The Oversoul Manual took Jones three years to write, rehearse, and record. It featured no instruments at all; it was a work for four female singers, written in a language of his own creation that consisted of individual patterned phonemes rather than words per se, and took the form — according to his liner notes — of a religious/reproductive rite from an alien civilization. It sounded like something that should be sung by people in robes, too. The women’s voices rose and fell, from high-pitched near-shrieks to guttural growls, harmonizing sometimes and simply overlapping other times. It was part high mass, part Philip Glass opera, and the vocal frequencies were so extreme that it could have a physical impact on your body when you were listening to it. It was performed at Roulette and then at Carnegie Hall, and beautifully recorded in the studio. And afterward, he made one more jazz album — Le Bébé De Brigitte (Lost In Translation) — and then vanished.
He didn’t disappear completely, of course; he was still playing here and there. But he stepped off the album-cycle treadmill. The last time I saw him in person was at an Art Ensemble Of Chicago concert in 2017, and when I asked him what he was up to, he said that he just didn’t feel like he had anything to say on an album right then.
I called him up last week, to check in and see how he was doing, and his feelings hadn’t really changed. He felt like the work required to write and rehearse and record an album was often a discouraging rather than an inspiring process.
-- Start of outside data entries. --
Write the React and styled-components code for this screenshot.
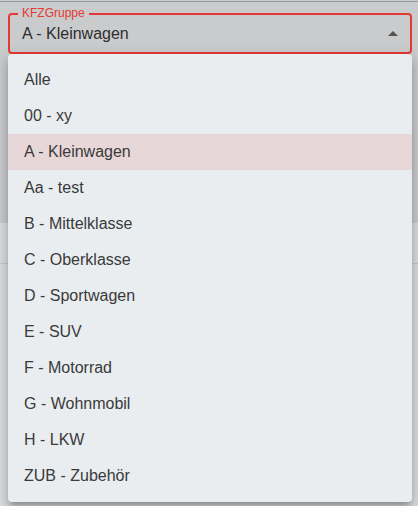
import styled, { createGlobalStyle } from "styled-components";

const GlobalStyle = createGlobalStyle`
  body {
    margin: 0;
    font-family: "Liberation Sans", Arial, sans-serif;
    background: #dcdddf;
  }
`;

const Page = styled.div`
  position: relative;
  width: 418px;
  height: 506px;
  overflow: hidden;
  background: #dcdddf;
`;

const TopBand = styled.div`
  height: 223px;
  box-sizing: border-box;
  padding-top: 1px;
  background: #cacbcd;
`;

const TopLine = styled.div`
  height: 1px;
  background: #98999b;
`;

const FieldArea = styled.div`
  padding: 11px 6px 0 8px;
`;

const Field = styled.div`
  position: relative;
  height: 41px;
  box-sizing: border-box;
  border: 2px solid #e53935;
  border-radius: 4px;
  display: flex;
  align-items: center;
  padding: 0 12px;
`;

const Label = styled.span`
  position: absolute;
  top: -8px;
  left: 8px;
  padding: 0 4px;
  background: #cacbcd;
  font-size: 12px;
  line-height: 12px;
  color: #e53935;
`;

const Value = styled.span`
  font-size: 16px;
  color: #2e2e2e;
  flex: 1;
`;

const Arrow = styled.svg`
  position: absolute;
  right: 5px;
  top: 50%;
  margin-top: -12px;
  width: 24px;
  height: 24px;
  fill: #555;
  transform: rotate(180deg);
`;

const LowerBand = styled.div`
  height: 40px;
  border-bottom: 1px solid #c6c7c9;
`;

const Menu = styled.ul`
  position: absolute;
  top: 54px;
  left: 8px;
  width: 404px;
  margin: 0;
  padding: 8px 0;
  list-style: none;
  box-sizing: border-box;
  background: #e9edf0;
  border-radius: 4px;
  box-shadow: 0px 5px 5px -3px rgba(0, 0, 0, 0.2),
    0px 8px 10px 1px rgba(0, 0, 0, 0.14), 0px 3px 14px 2px rgba(0, 0, 0, 0.12);
`;

const Item = styled.li`
  height: 36px;
  display: flex;
  align-items: center;
  padding: 0 16px;
  font-size: 16px;
  color: #3a3a3a;
  background: ${({ selected }) => (selected ? "#e8d7d8" : "transparent")};
`;

const options = [
  "Alle",
  "00 - xy",
  "A - Kleinwagen",
  "Aa - test",
  "B - Mittelklasse",
  "C - Oberklasse",
  "D - Sportwagen",
  "E - SUV",
  "F - Motorrad",
  "G - Wohnmobil",
  "H - LKW",
  "ZUB - Zubehör",
];

export default function App() {
  const value = "A - Kleinwagen";
  return (
    <>
      <GlobalStyle />
      <Page>
        <TopBand>
          <TopLine />
          <FieldArea>
            <Field>
              <Label>KFZGruppe</Label>
              <Value>{value}</Value>
              <Arrow viewBox="0 0 24 24">
                <path d="M7 10l5 5 5-5z" />
              </Arrow>
            </Field>
          </FieldArea>
        </TopBand>
        <LowerBand />
        <Menu>
          {options.map((o) => (
            <Item key={o} selected={o === value}>
              {o}
            </Item>
          ))}
        </Menu>
      </Page>
    </>
  );
}
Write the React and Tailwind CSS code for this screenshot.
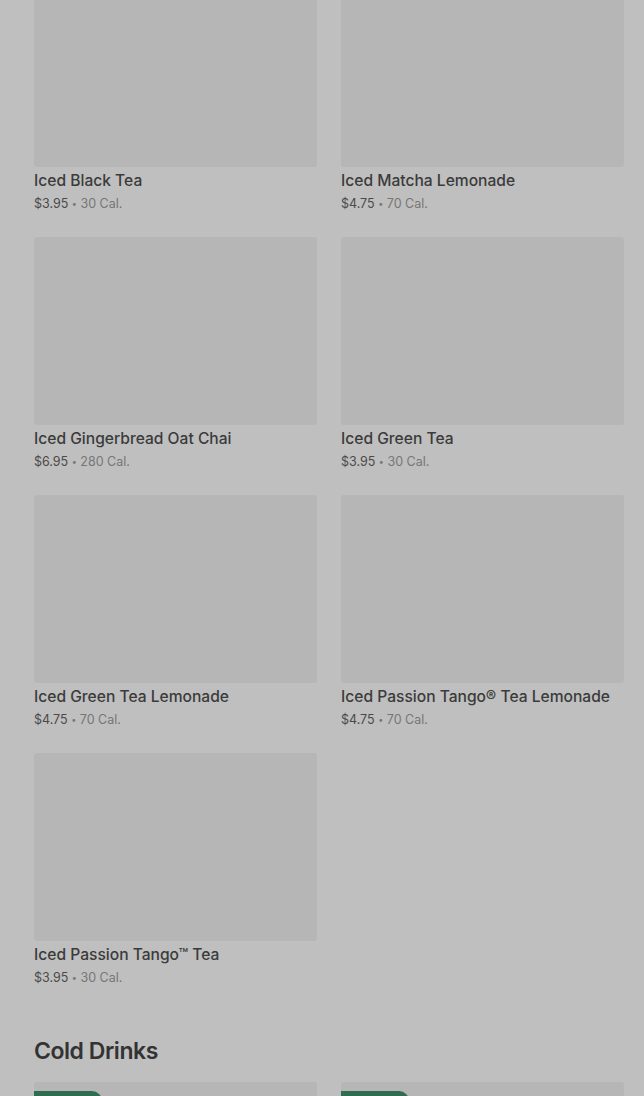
import React from "react";

const teas = [
  { name: "Iced Black Tea", price: "$3.95", cal: "30 Cal." },
  { name: "Iced Matcha Lemonade", price: "$4.75", cal: "70 Cal." },
  { name: "Iced Gingerbread Oat Chai", price: "$6.95", cal: "280 Cal." },
  { name: "Iced Green Tea", price: "$3.95", cal: "30 Cal." },
  { name: "Iced Green Tea Lemonade", price: "$4.75", cal: "70 Cal." },
  { name: "Iced Passion Tango® Tea Lemonade", price: "$4.75", cal: "70 Cal." },
  { name: "Iced Passion Tango™ Tea", price: "$3.95", cal: "30 Cal." },
];

function ProductCard({ item }) {
  return (
    <div className="flex flex-col">
      <div className="h-[188px] rounded-[3px] bg-[#b6b6b6]" />
      <div className="mt-[2px] text-[15.6px] leading-[24px] font-medium text-[#3b3b3b]">
        {item.name}
      </div>
      <div className="mt-[2px] text-[12.5px] leading-[18px]">
        <span className="text-[#4a4a4a]">{item.price}</span>
        <span className="text-[#767676]"> <span className="text-[9px] align-[1px]">•</span> {item.cal}</span>
      </div>
    </div>
  );
}

export default function App() {
  return (
    <div
      className="min-h-[1096px] h-[1096px] overflow-hidden bg-[#bfbfbf] pl-[34px] pr-[20px]"
      style={{ fontFamily: "Inter, 'Noto Sans', sans-serif" }}
    >
      <div className="-mt-[21px] grid grid-cols-2 gap-x-[24px] gap-y-[24px]">
        {teas.map((t) => (
          <ProductCard key={t.name} item={t} />
        ))}
      </div>

      <h2 className="mt-[49px] text-[23px] leading-[30px] font-semibold tracking-[-0.02em] text-[#333333]">
        Cold Drinks
      </h2>

      <div className="mt-[16px] grid grid-cols-2 gap-x-[24px]">
        {[0, 1].map((i) => (
          <div key={i} className="relative h-[188px] rounded-[3px] bg-[#b6b6b6]">
            <div className="absolute left-0 top-[9px] h-[20px] w-[68px] rounded-r-full bg-[#2f6d50]" />
          </div>
        ))}
      </div>
    </div>
  );
}
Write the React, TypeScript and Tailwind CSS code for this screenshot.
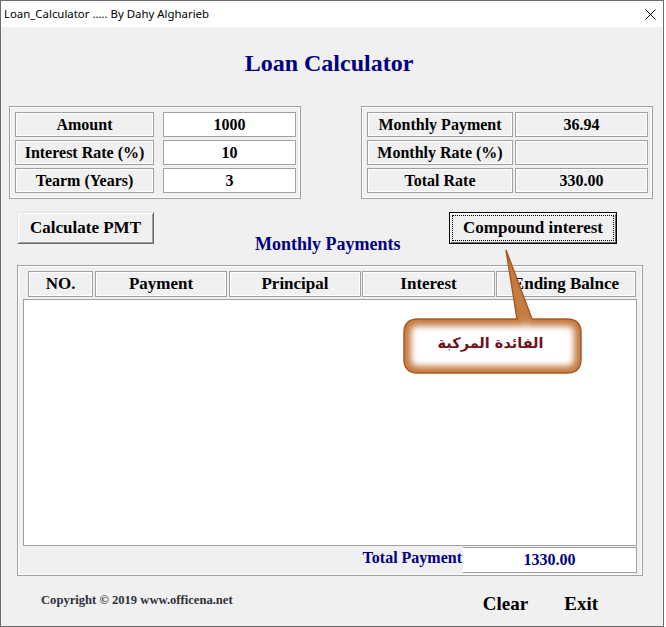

He told me about the years of rehearsals and rewrites that had gone into The Oversoul Manual, only to have critics respond with somewhat hostile puzzlement — “Why aren’t you playing the saxophone? What is this? How am I supposed to categorize it?” On the other hand, he told me that people whose art had inspired him, like Roscoe Mitchell, Henry Threadgill, and Wadada Leo Smith, had come to the performance or heard the work, and loved it. So for him, that was enough.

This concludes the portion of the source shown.